Defining spam IS difficult … hell, it may even be impossible! So, here’s a stupid question: Why are we trying to do that?

SAUCE is 90% of the problem, so let’s define SAUCE:

Serioulsy-Automated (a human did not send it)
Unsolicited (I didn’t specifically request it)
Commercial (it promotes a product or service)
Email (hey, it came in my inbox)

A reasoned thinker should be able to agree to this definition. (That’s right, if you disagree, then you are, of course, a MORON and you shouldn’t be allowed to participate in this discussion. Please provide me with the IP address of all your mail servers so I can block ALL YOUR MAIL – legitimate AND spam.)

If the IT community would quit comlaining about SPAM and start complaining about SAUCE, the problem would be 90% solved already.

oregonnerd (user link) says:

just one problem

As a would be philosopher [philosophia=”love of knowledge”]…just what is “A reasoned thinker”?

Primary problem is probably just that; primary.
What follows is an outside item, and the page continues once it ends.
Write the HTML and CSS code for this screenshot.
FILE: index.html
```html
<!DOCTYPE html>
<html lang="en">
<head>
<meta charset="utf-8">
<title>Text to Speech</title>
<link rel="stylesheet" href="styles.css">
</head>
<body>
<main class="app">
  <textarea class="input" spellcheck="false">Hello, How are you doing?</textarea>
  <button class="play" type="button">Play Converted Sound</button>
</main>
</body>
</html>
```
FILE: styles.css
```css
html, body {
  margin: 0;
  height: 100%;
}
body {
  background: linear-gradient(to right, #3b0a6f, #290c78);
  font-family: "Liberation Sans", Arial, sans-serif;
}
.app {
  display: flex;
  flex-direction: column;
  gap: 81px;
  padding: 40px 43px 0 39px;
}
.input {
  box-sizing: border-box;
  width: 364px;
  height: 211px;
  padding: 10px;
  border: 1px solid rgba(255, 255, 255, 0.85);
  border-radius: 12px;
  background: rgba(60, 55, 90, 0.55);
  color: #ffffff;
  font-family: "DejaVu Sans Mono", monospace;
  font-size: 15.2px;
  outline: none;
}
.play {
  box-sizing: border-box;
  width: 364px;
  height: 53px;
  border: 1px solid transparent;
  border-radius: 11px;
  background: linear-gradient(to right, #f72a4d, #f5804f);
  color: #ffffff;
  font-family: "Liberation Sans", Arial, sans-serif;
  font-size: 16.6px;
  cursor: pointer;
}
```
Before programming. Having to do with logic of a type and on a scale that isn’t formally approved. The primary statement of the e-mail part of the internet is “An e-mail is an e-mail” [which would seem true; it’s an electronically-transmitted piece of information following protocols over a defined system]–sorting comes afterward (even if by IP address, server or routing). And at this point implementing a three-valued (rather than on/off) system would seem indeed to be problematic.